RIETI – Si fa un gran parlare di bullismo, ma il fenomeno, pur se attenzionato, è in continua espansione, soprattutto tra gli adolescenti. Il bullismo consiste nel prendere reiteratamente in giro e usare violenza, sia fisica che verbale, su una persona che, generalmente, è considerata più debole. Gli episodi partono da un soggetto, il bullo, che è spesso sostenuto da un gruppo che assiste e da cui è considerato il più forte. Inizialmente questi episodi avvenivano fuori dalla scuola ed erano abbastanza isolati. Ora avvengono soprattutto in ambito scolastico e anche in altri luoghi frequentati da bambini e da adolescenti (palestre, parchi, ecc..).

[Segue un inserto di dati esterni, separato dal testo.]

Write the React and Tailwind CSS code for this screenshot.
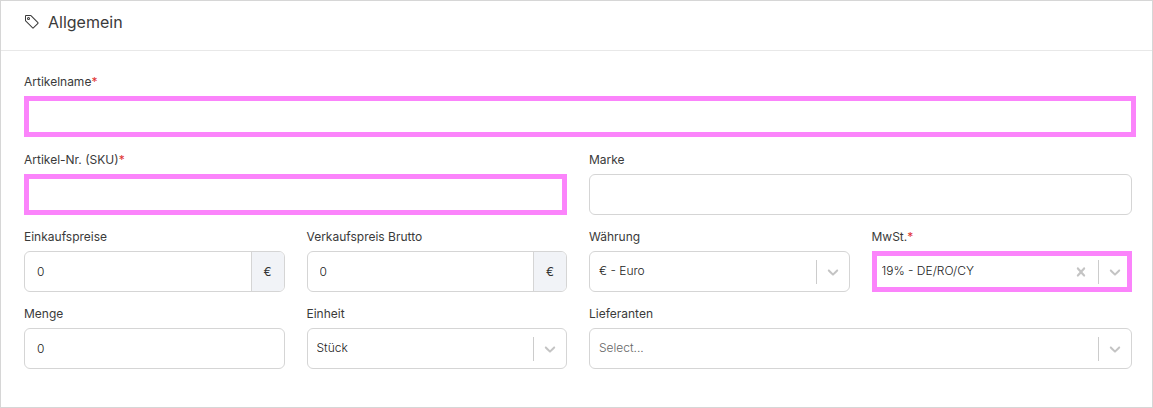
import React, { useState } from "react";
import { BsTag } from "react-icons/bs";

const controlBase = "block h-[41px] w-full bg-white text-xs leading-5 font-light outline-none";
const normalBorder = "rounded-md border border-[#d5d5d5]";
const markedBorder = "border-[5px] border-[#fb84fb]";

const Field = ({ id, label, required, className = "", children }) => (
    <div className={`flex min-w-0 flex-col gap-1 ${className}`}>
        <label htmlFor={id} className="text-xs leading-5 text-[#3a3a3a]">
            {label}
            {required && <span className="text-[#e03131]">*</span>}
        </label>
        {children}
    </div>
);

const TextInput = ({ id, value, onChange, marked }) => (
    <input
        id={id}
        type="text"
        value={value}
        onChange={onChange}
        className={`${controlBase} px-3 text-[#222222] ${marked ? markedBorder : normalBorder}`}
    />
);

const PriceInput = ({ id, value, onChange }) => (
    <div className={`flex h-[41px] overflow-hidden bg-white ${normalBorder}`}>
        <input
            id={id}
            type="text"
            value={value}
            onChange={onChange}
            className="min-w-0 flex-1 px-3 text-xs leading-5 font-light text-[#222222] outline-none"
        />
        <span className="flex w-[33px] items-center justify-center border-l border-[#d5d5d5] bg-[#f1f3f7] text-xs text-[#333333]">
            €
        </span>
    </div>
);

const Chevron = () => (
    <svg width="18" height="18" viewBox="0 0 20 20" fill="currentColor" aria-hidden="true">
        <path d="M4.516 7.548c0.436-0.446 1.043-0.481 1.576 0l3.908 3.747 3.908-3.747c0.533-0.481 1.141-0.446 1.574 0 0.436 0.445 0.408 1.197 0 1.615-0.406 0.418-4.695 4.502-4.695 4.502-0.217 0.223-0.502 0.335-0.787 0.335s-0.57-0.112-0.789-0.335c0 0-4.287-4.084-4.695-4.502s-0.436-1.17 0-1.615z" />
    </svg>
);

const Cross = () => (
    <svg width="18" height="18" viewBox="0 0 20 20" fill="currentColor" aria-hidden="true">
        <path d="M14.348 14.849c-0.469 0.469-1.229 0.469-1.697 0l-2.651-3.030-2.651 3.029c-0.469 0.469-1.229 0.469-1.697 0-0.469-0.469-0.469-1.229 0-1.697l2.758-3.15-2.759-3.152c-0.469-0.469-0.469-1.228 0-1.697s1.228-0.469 1.697 0l2.652 3.031 2.651-3.031c0.469-0.469 1.228-0.469 1.697 0s0.469 1.229 0 1.697l-2.758 3.152 2.758 3.15c0.469 0.469 0.469 1.229 0 1.698z" />
    </svg>
);

const Select = ({ id, value, onChange, options, marked, onClear }) => (
    <div className="relative">
        <select
            id={id}
            value={value}
            onChange={onChange}
            className={`${controlBase} appearance-none pr-16 pb-0.5 ${
                marked ? `${markedBorder} pl-[5px]` : `${normalBorder} pl-[9px]`
            } ${value === "" ? "text-[#666666]" : "text-[#222222]"}`}
        >
            {options.map((option) => (
                <option key={option.value} value={option.value}>
                    {option.label}
                </option>
            ))}
        </select>
        <div className="pointer-events-none absolute inset-y-0 right-0 flex items-center pr-2 text-[#c4c4c4]">
            {onClear && (
                <button
                    type="button"
                    aria-label="Auswahl löschen"
                    onClick={onClear}
                    className="pointer-events-auto mr-2"
                >
                    <Cross />
                </button>
            )}
            <span className="mr-[7px] h-6 w-px bg-[#cccccc]" />
            <Chevron />
        </div>
    </div>
);

const App = () => {
    const [form, setForm] = useState({
        name: "",
        sku: "",
        brand: "",
        purchasePrice: "0",
        salesPrice: "0",
        currency: "eur",
        vat: "19",
        quantity: "0",
        unit: "piece",
        supplier: "",
    });

    const handleChange = (key) => (e) => {
        setForm({ ...form, [key]: e.target.value });
    };

    return (
        <section className="min-h-screen border border-[#d6d6d6] bg-white font-['Inter',sans-serif]">
            <header className="flex items-center gap-2 border-b border-[#e8e8e8] px-[23px] pt-[9px] pb-4 text-[#3a3a3a]">
                <BsTag size={16} />
                <h1 className="text-base leading-6">Allgemein</h1>
            </header>

            <form className="grid grid-cols-4 gap-x-[22px] gap-y-3 pt-[21px] pr-5 pb-9 pl-[23px]">
                <Field id="name" label="Artikelname" required className="col-span-4 -mr-1 pb-px">
                    <TextInput id="name" value={form.name} onChange={handleChange("name")} marked />
                </Field>

                <Field id="sku" label="Artikel-Nr. (SKU)" required className="col-span-2">
                    <TextInput id="sku" value={form.sku} onChange={handleChange("sku")} marked />
                </Field>
                <Field id="brand" label="Marke" className="col-span-2">
                    <TextInput id="brand" value={form.brand} onChange={handleChange("brand")} />
                </Field>

                <Field id="purchasePrice" label="Einkaufspreise">
                    <PriceInput
                        id="purchasePrice"
                        value={form.purchasePrice}
                        onChange={handleChange("purchasePrice")}
                    />
                </Field>
                <Field id="salesPrice" label="Verkaufspreis Brutto">
                    <PriceInput
                        id="salesPrice"
                        value={form.salesPrice}
                        onChange={handleChange("salesPrice")}
                    />
                </Field>
                <Field id="currency" label="Währung">
                    <Select
                        id="currency"
                        value={form.currency}
                        onChange={handleChange("currency")}
                        options={[{ value: "eur", label: "€ - Euro" }]}
                    />
                </Field>
                <Field id="vat" label="MwSt." required>
                    <Select
                        id="vat"
                        value={form.vat}
                        onChange={handleChange("vat")}
                        onClear={() => setForm({ ...form, vat: "" })}
                        options={[
                            { value: "19", label: "19% - DE/RO/CY" },
                            { value: "", label: "Select..." },
                        ]}
                        marked
                    />
                </Field>

                <Field id="quantity" label="Menge">
                    <TextInput id="quantity" value={form.quantity} onChange={handleChange("quantity")} />
                </Field>
                <Field id="unit" label="Einheit">
                    <Select
                        id="unit"
                        value={form.unit}
                        onChange={handleChange("unit")}
                        options={[{ value: "piece", label: "Stück" }]}
                    />
                </Field>
                <Field id="supplier" label="Lieferanten" className="col-span-2">
                    <Select
                        id="supplier"
                        value={form.supplier}
                        onChange={handleChange("supplier")}
                        options={[{ value: "", label: "Select..." }]}
                    />
                </Field>
            </form>
        </section>
    );
};

export default App;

Ciò che caratterizza questi atti sono la violenza e l’aggressività con cui vengono compiuti ed è questo aspetto che maggiormente allarma, ovvero la forma di violenza con cui il bullo e i suoi si accaniscono contro la “vittima” prescelta. Visto il dilagare di questi episodi, su più fronti si sono attivate misure preventive per cercare di arginare in parte il problema. Oggi, a differenza di alcuni anni fa, circa il 50% delle vittime di bullismo segnalano a docenti o ad adulti il maltrattamento, seppur si riscontra ancora molta ritrosia e paura, cosa che li fa diventare quasi complici del problema stesso. Uno degli aspetti che si considera grave è che le vittime non parlano ai genitori o in famiglia e neanche agli amici, questo per una sorta di vergogna. E dunque tengono per sé ciò che subiscono, innescando una serie di reazioni che nel tempo possono generare gravi danni sia fisici che psicologici.
Un’altra caratteristica che riguarda questi atti è che, quando riguarda soggetti femminili, si ricorre maggiormente alla violenza psicologica, come ad esempio emarginare, estraniare, allontanare la giovane dal gruppo facendola sentire sbagliata, brutta, inadeguata, fuori contesto, riducendo pian piano la vittima ad una sorta di isolamento che mortifica e crea gravi ripercussioni psicologiche.
C’è da dire che il bullismo c’è sempre stato. Non aveva un termine specifico a contraddistinguerlo, ma ciò che lo caratterizza inequivocabilmente oggi è la violenza con cui si manifesta. Si può anche uccidere con la sola arma della cattiveria. Social e cellulari non fanno altro che amplificarne l’effetto. Ci sono giovani depressi, giovani che a volte abbandonano la scuola, che soffrono terribilmente. Ragazzi si sono suicidati perché presi in giro per il loro modo di comportarsi, di vestire, di vivere. Sono i più timidi, i più bravi, i più benestanti o i più poveri a seconda del contesto. Comunque diversi dai bulli.
In queste situazioni il ruolo delle famiglie è davvero molto delicato in quanto nella maggior parte dei casi sono completamente all’oscuro di ciò che accade al proprio figlio, per svariate motivazioni che passano attraverso la superficialità delle comunicazioni, altre che a volte del tutto mancanti, allo stile di vita frenetico che coinvolge genitori molto spesso assenti e stanchi, o anche non del tutto capaci di distinguere quei segnali d’allarme che molto spesso ogni giovane manda. Il paradosso è che appare un fenomeno difficilmente arginabile in quanto sia il bullo che il bullizzato sono soggetti molto spesso simili. Fragili, disadattati, soli. Ciò che fa la differenza e che rende bullo un soggetto, è il branco che diventa la forza che muove le azioni. Ciò che emerge dal tutto è che l’arma per sconfiggere queste pericolose manifestazioni è vincere la paura tramutandola in vantaggio sia di aiuto che di conforto.